La esperanza no es una virtud para gente con el estómago lleno. Es por esto que, desde siempre, los pobres son los primeros portadores de la esperanza. Y en este sentido podemos decir que los pobres, también los mendigos, son los protagonistas de la Historia. Para entrar en el mundo, Dios ha necesitado de ellos: de José y de María, de los pastores de Belén. En la noche de la primera Navidad había un mundo que dormía, recostado en tantas certezas adquiridas. Pero los humildes preparaban en lo escondido la revolución de la bondad. Eran pobres de todo, alguno emergía un poco sobre el umbral de la supervivencia, pero eran ricos del bien más precioso que existe en el mundo, es decir, el deseo de cambio.
A veces, haber tenido todo de la vida es una adversidad. Piensen en un joven al cual no le han enseñado la virtud de la espera y de la paciencia, que no ha tenido que sudar para nada, que ha quemado las etapas y a veinte años “sabe ya cómo va el mundo”; le ha sido destinada la peor condena: aquella de no desear más nada. Es esta, la peor condena. Cerrar la puerta a los deseos, a los sueños. Parece un joven, en cambio está ya cayendo el otoño sobre su corazón. Son los jóvenes del otoño.
Tener un alma vacía es el peor obstáculo a la esperanza.

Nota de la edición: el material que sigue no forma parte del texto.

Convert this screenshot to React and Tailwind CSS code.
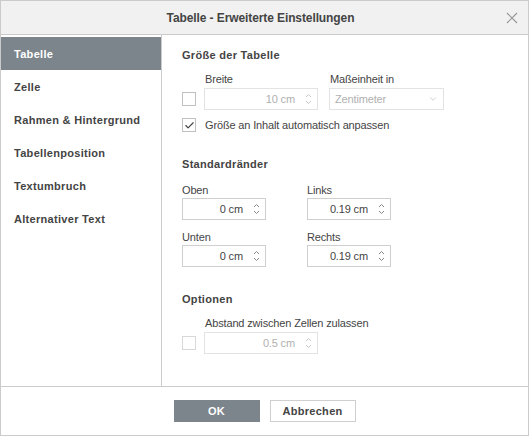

Es un riesgo al cual nadie puede estar excluido; porque ser tentados contra la esperanza puede suceder también cuando se recorre el camino de la vida cristiana. Los monjes de la antigüedad habían denunciado uno de los peores enemigos del fervor. Decían así: ese “demonio del mediodía” que va romper una vida de empeño, justamente cuando arde en lo alto el sol. Esta tentación nos sorprende cuando menos lo esperamos: las jornadas se hacen monótonas y aburridas, ningún valor más parece merecer la fatiga. Esta actitud se llama desidia, que corroe la vida desde dentro hasta dejarla como un contenedor vacío.

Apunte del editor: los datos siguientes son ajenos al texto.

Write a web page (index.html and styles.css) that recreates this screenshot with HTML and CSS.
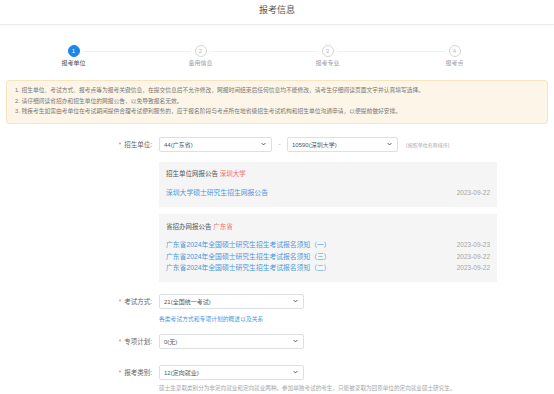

Cuando esto sucede, el cristiano sabe que esa condición debe ser combatida, jamás aceptada pasivamente. Dios nos ha creado para la alegría y para la felicidad, y no para complacernos en pensamientos melancólicos. Es por esto que es importante cuidar el propio corazón, oponiéndonos a las tentaciones de infelicidad, que seguramente no provienen de Dios. Y allí donde nuestras fuerzas parecieran débiles y la batalla contra la angustia particularmente dura, podemos siempre recurrir al nombre de Jesús. Podemos repetir esa oración sencilla, del cual encontramos rastros también en los Evangelios y que se ha convertido en el fundamento de tantas tradiciones espirituales cristianas: “¡Señor Jesucristo, Hijo del Dios vivo, ten piedad de mi pecador!”. Bella oración. “¡Señor Jesucristo, Hijo del Dios vivo, ten piedad de mi pecador!”. Esta es una oración de esperanza, porque me dirijo a Aquel que puede abrir las puertas y resolver los problemas y hacerme ver el horizonte, el horizonte de la esperanza.
Hermanos y hermanas, no estamos solos a combatir contra la desesperación. Si Jesús ha vencido al mundo, es capaz de vencer en nosotros todo lo que se opone al bien. Si Dios está con nosotros, nadie nos robará esa virtud de la cual tenemos absolutamente necesidad para vivir. Nadie nos robará la esperanza. ¡Vayamos adelante!